How Riley adapts to Lincoln will depend on the win-loss column and how well he can stock the program with incoming talent. While Nebraska has become a far tougher recruiting job than it was in the era when Tom Osborne's teams mowed down opponents, it's still an easier recruiting job than Oregon State is. Riley has advocated a national focus, and he and his staff have emphasized to prospects that nearby Omaha is reachable by flights of less than three hours from most major cities. That may not sway a player who lives a two-hour drive from a Big 12 or SEC school, but it isn't that different than explaining how to get to Oregon State. Riley knows it will still be difficult to get players to pay for unofficial visits to Lincoln—most of which will require a flight—but he also knows that once he gets a recruit on campus on a fall Saturday, he has a far easier sell than he had in Corvallis.

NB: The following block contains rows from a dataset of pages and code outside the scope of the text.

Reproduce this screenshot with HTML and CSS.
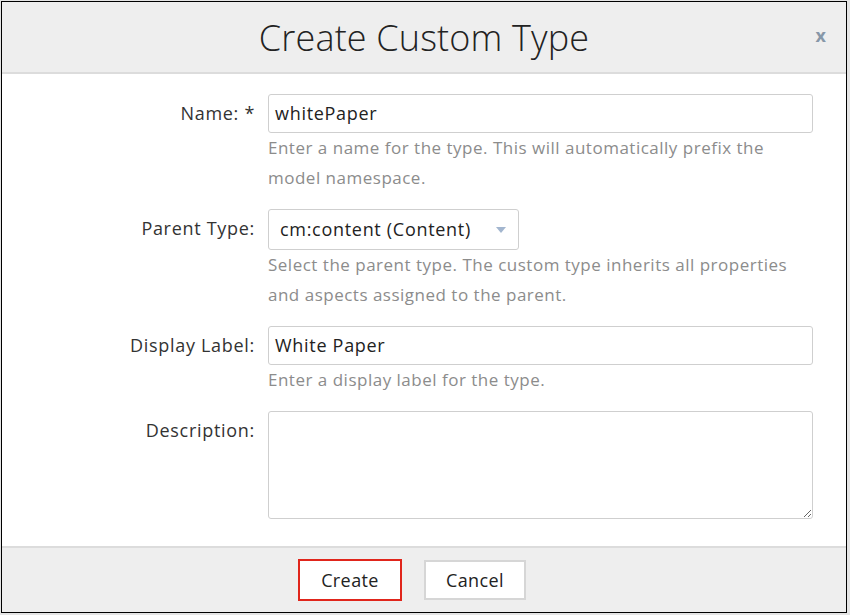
FILE: index.html
```html
<!DOCTYPE html>
<html>
<head>
<meta charset="utf-8">
<link rel="stylesheet" href="styles.css">
</head>
<body>
<div class="dialog">
  <div class="header">
    <h1 class="title">Create Custom Type</h1>
    <span class="close">x</span>
  </div>
  <div class="content">
    <div class="row">
      <label class="label">Name: *</label>
      <div class="field">
        <div class="input">whitePaper</div>
        <div class="help">Enter a name for the type. This will automatically prefix the model namespace.</div>
      </div>
    </div>
    <div class="row">
      <label class="label">Parent Type:</label>
      <div class="field">
        <div class="select"><span>cm:content (Content)</span><span class="arrow"></span></div>
        <div class="help">Select the parent type. The custom type inherits all properties and aspects assigned to the parent.</div>
      </div>
    </div>
    <div class="row">
      <label class="label">Display Label:</label>
      <div class="field">
        <div class="input">White Paper</div>
        <div class="help">Enter a display label for the type.</div>
      </div>
    </div>
    <div class="row">
      <label class="label">Description:</label>
      <div class="field">
        <textarea class="textarea"></textarea>
      </div>
    </div>
  </div>
  <div class="footer">
    <button class="btn btn-primary">Create</button>
    <button class="btn">Cancel</button>
  </div>
</div>
</body>
</html>
```

FILE: styles.css
```css
html, body {
  margin: 0;
  padding: 0;
}
body {
  background: #e4e4e4;
  font-family: "Open Sans", "Liberation Sans", sans-serif;
  width: 850px;
  height: 615px;
  overflow: hidden;
}
.dialog {
  margin: 1px 0 0 1px;
  width: 846px;
  height: 612px;
  box-sizing: border-box;
  border: 1.5px solid #000;
  background: #fff;
  display: flex;
  flex-direction: column;
}
.header {
  height: 70px;
  background: #eeeeee;
  border-bottom: 2px solid #dcdcdc;
  display: flex;
  align-items: center;
  justify-content: center;
  position: relative;
  flex-shrink: 0;
}
.title {
  margin: 0;
  font-weight: 300;
  font-size: 36px;
  color: #222;
  letter-spacing: 0.15px;
}
.close {
  position: absolute;
  right: 20px;
  top: 21px;
  font-size: 18px;
  font-weight: 700;
  color: #8797a8;
}
.content {
  flex: 1;
  padding: 20px 33px 0 0;
}
.row {
  display: grid;
  grid-template-columns: 253px 1fr;
  column-gap: 13px;
  margin-bottom: 16px;
}
.label {
  text-align: right;
  font-size: 18px;
  letter-spacing: 0.7px;
  color: #333;
  line-height: 38px;
}
.field {
  display: flex;
  flex-direction: column;
  align-items: flex-start;
}
.input {
  width: 100%;
  box-sizing: border-box;
  height: 39px;
  border: 1px solid #cfcfcf;
  border-radius: 3px;
  padding: 0 6px;
  font-size: 18px;
  letter-spacing: 0.7px;
  line-height: 37px;
  color: #222;
}
.select {
  width: 251px;
  height: 41px;
  box-sizing: border-box;
  border: 1px solid #cfcfcf;
  border-radius: 3px;
  padding: 0 7px 0 11px;
  font-size: 18px;
  letter-spacing: 0.7px;
  line-height: 39px;
  color: #222;
  display: flex;
  justify-content: space-between;
  align-items: center;
}
.arrow {
  width: 0;
  height: 0;
  border-left: 5px solid transparent;
  border-right: 5px solid transparent;
  border-top: 6px solid #a3b6cf;
  margin-right: 5px;
}
.help {
  font-size: 17px;
  letter-spacing: 0.5px;
  line-height: 30px;
  color: #8c8c8c;
  padding-right: 10px;
}
.textarea {
  width: 100%;
  box-sizing: border-box;
  height: 108px;
  border: 1px solid #cfcfcf;
  border-radius: 3px;
  margin: 0;
  font-family: inherit;
}
.footer {
  height: 64px;
  flex-shrink: 0;
  background: #eeeeee;
  border-top: 2px solid #dcdcdc;
  display: flex;
  align-items: center;
  justify-content: center;
  gap: 22px;
  padding-right: 24px;
}
.btn {
  font-family: "Open Sans", "Liberation Sans", sans-serif;
  font-size: 18px;
  letter-spacing: 0.4px;
  color: #222;
  background: #fff;
  border: 2px solid #d6d6d6;
  width: 102px;
  height: 40px;
  padding: 0;
}
.btn-primary {
  width: 104px;
  height: 42px;
  border-color: #e0251b;
}
```
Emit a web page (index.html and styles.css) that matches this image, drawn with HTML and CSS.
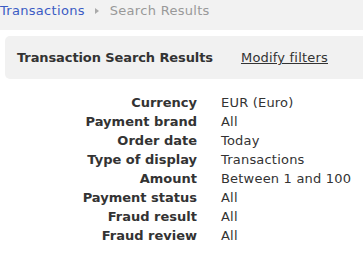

Of course, the easiest way to sell a program and keep the fans happy is to win more than the last guy did. Unfortunately for Riley, he's the rare new coach who must win 10 or 11 games to beat the average seasons of his predecessor. With a nonconference schedule that includes BYU (Sept. 5) and Miami (Sept. 19) and a Big Ten schedule that includes a divisional crossover matchup against Michigan State (Nov. 7), that's asking a lot. But Riley understands what's expected.

"I know," he said, "what 92,000 people on Saturday afternoon will want."

Riley wants the same thing they do—only more. He may have a cuddly exterior, but he changed jobs because underneath that exterior he is built to seek out the greatest challenge with the greatest potential reward. That's why he left his bike in Corvallis and brought himself to Lincoln.